WHAT TO WORK ON: Your task is to count the lines of the entries below that include the word "this" and to give only the resulting number.

PROVIDED RECORDS:
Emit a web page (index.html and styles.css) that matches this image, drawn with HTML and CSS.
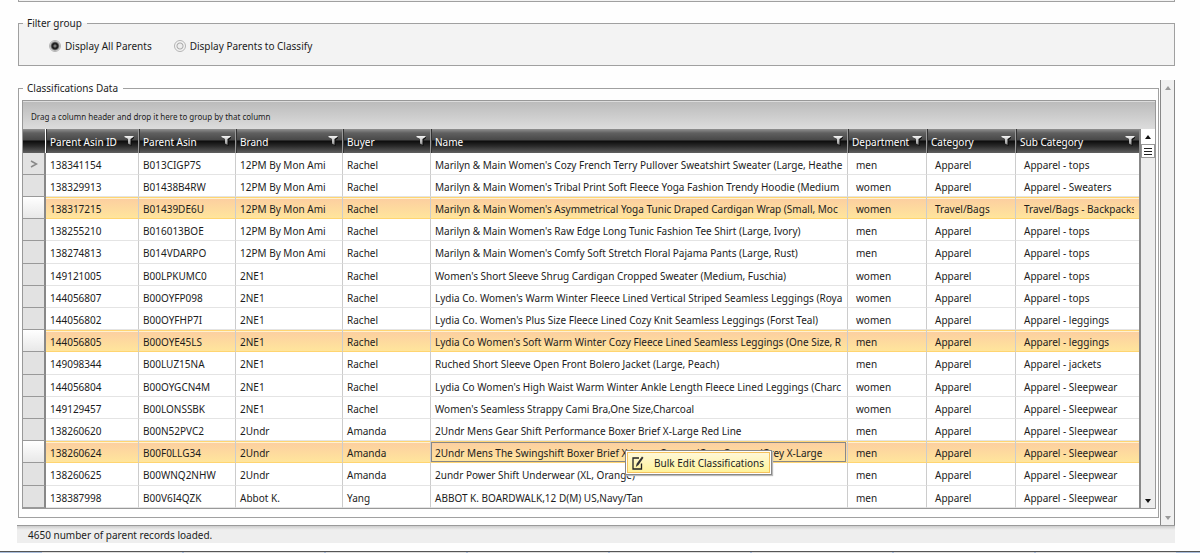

--

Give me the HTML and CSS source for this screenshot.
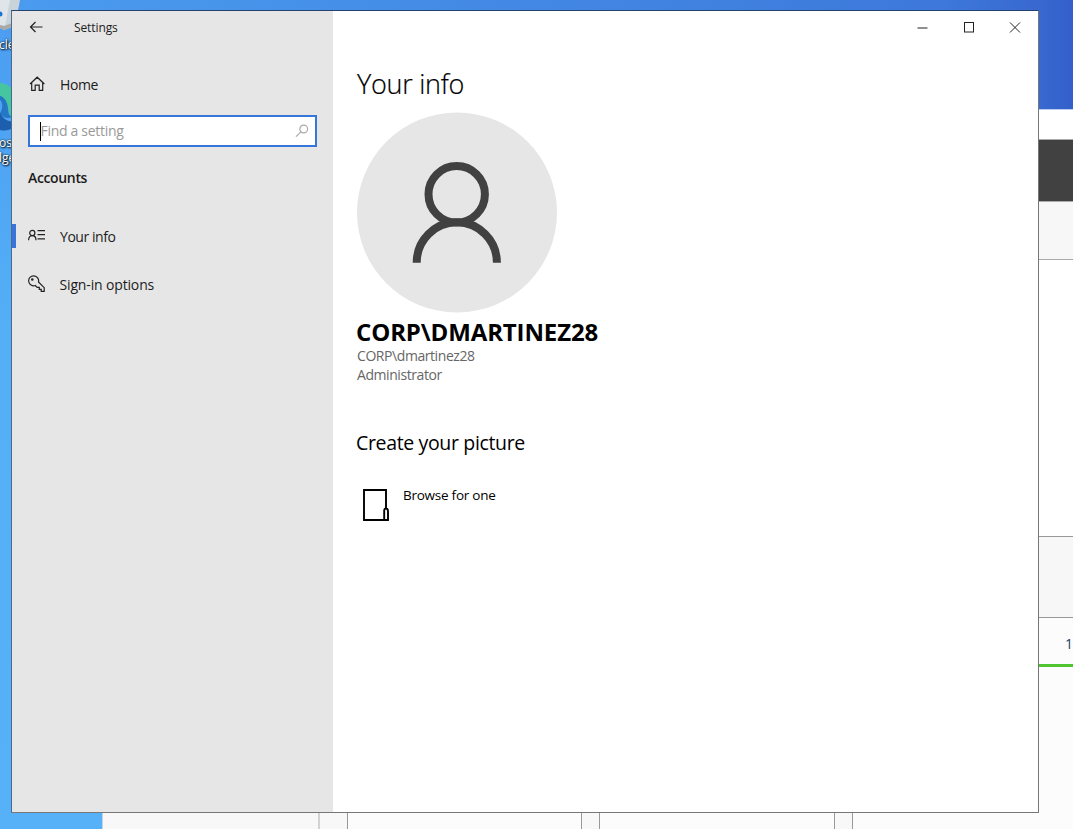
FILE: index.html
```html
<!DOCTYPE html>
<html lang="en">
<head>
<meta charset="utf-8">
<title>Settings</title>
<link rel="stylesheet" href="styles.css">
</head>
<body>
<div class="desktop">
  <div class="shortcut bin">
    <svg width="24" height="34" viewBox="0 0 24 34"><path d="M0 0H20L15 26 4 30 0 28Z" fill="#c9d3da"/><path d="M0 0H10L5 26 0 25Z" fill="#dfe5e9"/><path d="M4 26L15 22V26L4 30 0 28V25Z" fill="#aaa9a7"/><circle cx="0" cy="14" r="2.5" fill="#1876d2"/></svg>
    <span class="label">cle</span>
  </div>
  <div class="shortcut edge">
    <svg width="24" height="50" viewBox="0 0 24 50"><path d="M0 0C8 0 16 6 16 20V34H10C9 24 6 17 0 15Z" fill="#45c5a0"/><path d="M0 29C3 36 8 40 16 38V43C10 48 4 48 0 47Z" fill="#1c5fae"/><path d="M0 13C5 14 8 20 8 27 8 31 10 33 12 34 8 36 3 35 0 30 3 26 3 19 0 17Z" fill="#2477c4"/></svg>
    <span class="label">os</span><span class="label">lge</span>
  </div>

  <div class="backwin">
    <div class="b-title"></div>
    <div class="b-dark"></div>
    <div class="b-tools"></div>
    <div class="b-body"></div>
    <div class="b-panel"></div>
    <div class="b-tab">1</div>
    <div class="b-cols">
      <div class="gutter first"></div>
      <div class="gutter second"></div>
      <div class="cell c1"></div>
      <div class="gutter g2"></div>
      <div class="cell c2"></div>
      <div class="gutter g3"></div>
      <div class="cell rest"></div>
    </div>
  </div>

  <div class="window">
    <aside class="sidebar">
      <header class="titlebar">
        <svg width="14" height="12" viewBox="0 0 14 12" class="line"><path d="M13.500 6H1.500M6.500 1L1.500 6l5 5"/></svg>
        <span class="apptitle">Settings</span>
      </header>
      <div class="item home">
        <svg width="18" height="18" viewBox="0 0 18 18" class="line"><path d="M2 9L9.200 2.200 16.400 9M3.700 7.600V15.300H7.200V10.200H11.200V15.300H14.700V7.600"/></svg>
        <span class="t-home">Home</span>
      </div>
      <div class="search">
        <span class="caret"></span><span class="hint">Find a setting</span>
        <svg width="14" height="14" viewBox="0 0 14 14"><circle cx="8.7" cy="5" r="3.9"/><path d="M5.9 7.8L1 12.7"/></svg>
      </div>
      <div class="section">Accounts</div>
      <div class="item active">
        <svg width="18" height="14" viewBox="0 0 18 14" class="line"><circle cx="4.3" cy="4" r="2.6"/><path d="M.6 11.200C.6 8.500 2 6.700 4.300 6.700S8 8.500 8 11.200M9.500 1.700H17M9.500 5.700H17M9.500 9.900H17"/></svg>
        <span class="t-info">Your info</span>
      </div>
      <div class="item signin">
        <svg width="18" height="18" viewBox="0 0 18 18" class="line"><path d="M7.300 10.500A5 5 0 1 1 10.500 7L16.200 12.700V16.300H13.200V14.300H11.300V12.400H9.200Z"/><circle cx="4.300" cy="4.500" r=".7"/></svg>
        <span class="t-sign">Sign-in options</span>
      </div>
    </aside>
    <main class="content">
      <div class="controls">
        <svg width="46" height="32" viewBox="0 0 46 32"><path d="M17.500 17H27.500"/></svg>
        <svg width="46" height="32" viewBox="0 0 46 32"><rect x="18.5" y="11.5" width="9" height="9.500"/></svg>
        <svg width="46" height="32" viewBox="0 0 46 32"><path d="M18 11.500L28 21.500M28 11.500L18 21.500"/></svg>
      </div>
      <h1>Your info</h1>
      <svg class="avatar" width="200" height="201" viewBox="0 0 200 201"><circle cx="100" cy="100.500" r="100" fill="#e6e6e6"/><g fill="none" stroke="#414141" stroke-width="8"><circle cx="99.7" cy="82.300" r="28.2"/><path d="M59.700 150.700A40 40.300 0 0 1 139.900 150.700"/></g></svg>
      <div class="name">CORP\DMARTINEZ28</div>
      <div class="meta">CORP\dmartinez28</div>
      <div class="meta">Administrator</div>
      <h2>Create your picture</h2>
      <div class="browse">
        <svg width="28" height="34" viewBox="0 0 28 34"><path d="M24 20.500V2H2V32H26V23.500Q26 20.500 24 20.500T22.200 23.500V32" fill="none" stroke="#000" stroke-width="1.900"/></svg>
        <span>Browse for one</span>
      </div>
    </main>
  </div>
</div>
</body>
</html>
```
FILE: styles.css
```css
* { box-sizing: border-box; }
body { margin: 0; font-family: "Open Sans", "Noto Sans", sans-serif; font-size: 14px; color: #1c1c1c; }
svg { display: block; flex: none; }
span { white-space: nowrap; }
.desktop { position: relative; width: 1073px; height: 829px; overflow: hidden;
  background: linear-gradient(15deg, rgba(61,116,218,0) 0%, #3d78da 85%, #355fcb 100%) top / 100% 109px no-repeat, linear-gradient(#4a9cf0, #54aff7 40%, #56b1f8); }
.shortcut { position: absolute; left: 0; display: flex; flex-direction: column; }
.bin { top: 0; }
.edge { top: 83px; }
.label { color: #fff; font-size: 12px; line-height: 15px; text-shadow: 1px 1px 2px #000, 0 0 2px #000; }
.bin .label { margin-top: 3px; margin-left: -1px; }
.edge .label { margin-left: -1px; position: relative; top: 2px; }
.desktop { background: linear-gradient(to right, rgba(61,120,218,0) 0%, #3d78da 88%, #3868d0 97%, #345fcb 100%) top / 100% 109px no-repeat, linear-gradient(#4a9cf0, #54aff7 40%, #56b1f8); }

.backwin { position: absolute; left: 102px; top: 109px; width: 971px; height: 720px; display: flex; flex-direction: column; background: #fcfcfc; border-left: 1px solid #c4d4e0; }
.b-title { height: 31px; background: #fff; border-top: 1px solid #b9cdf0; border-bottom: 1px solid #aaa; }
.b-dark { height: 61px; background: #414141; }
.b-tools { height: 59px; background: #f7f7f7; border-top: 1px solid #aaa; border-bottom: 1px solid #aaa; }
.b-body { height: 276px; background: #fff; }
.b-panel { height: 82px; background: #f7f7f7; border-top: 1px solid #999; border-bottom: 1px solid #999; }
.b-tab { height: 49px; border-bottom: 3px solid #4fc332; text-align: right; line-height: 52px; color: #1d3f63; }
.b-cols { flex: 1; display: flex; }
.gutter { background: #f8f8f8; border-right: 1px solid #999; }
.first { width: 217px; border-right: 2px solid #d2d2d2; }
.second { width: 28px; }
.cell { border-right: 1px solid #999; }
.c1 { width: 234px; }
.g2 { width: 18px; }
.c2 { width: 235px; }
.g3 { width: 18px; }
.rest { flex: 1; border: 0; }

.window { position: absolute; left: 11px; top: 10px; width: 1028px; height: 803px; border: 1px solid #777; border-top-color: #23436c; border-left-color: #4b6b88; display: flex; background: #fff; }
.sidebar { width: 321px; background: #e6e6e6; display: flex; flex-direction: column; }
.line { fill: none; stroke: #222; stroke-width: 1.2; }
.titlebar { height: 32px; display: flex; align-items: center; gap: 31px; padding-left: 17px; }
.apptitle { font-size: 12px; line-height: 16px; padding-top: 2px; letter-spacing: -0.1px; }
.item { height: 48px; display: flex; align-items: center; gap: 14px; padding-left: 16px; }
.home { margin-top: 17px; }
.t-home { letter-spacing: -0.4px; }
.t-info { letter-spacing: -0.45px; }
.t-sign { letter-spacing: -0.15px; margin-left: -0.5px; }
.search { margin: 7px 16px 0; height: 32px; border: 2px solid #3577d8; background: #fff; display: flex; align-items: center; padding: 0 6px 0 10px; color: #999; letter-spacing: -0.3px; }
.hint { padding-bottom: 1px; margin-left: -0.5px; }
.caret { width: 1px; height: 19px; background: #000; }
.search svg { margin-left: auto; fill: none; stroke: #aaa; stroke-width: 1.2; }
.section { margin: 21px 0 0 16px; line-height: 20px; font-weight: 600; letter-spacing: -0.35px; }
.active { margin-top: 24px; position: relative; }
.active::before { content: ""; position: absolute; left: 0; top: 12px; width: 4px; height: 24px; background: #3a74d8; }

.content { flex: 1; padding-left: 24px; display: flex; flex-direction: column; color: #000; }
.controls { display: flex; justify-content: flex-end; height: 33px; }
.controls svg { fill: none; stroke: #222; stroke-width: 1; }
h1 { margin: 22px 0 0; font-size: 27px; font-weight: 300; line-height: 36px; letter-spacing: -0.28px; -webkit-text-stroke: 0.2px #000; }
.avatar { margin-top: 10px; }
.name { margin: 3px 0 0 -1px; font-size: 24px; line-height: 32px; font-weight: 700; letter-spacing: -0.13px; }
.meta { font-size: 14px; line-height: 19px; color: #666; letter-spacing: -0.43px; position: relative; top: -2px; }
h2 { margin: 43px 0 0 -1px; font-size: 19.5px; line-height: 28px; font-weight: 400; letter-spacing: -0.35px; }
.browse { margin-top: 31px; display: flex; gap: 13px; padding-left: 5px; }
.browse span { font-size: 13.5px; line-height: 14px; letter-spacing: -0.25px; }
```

RESULT: 2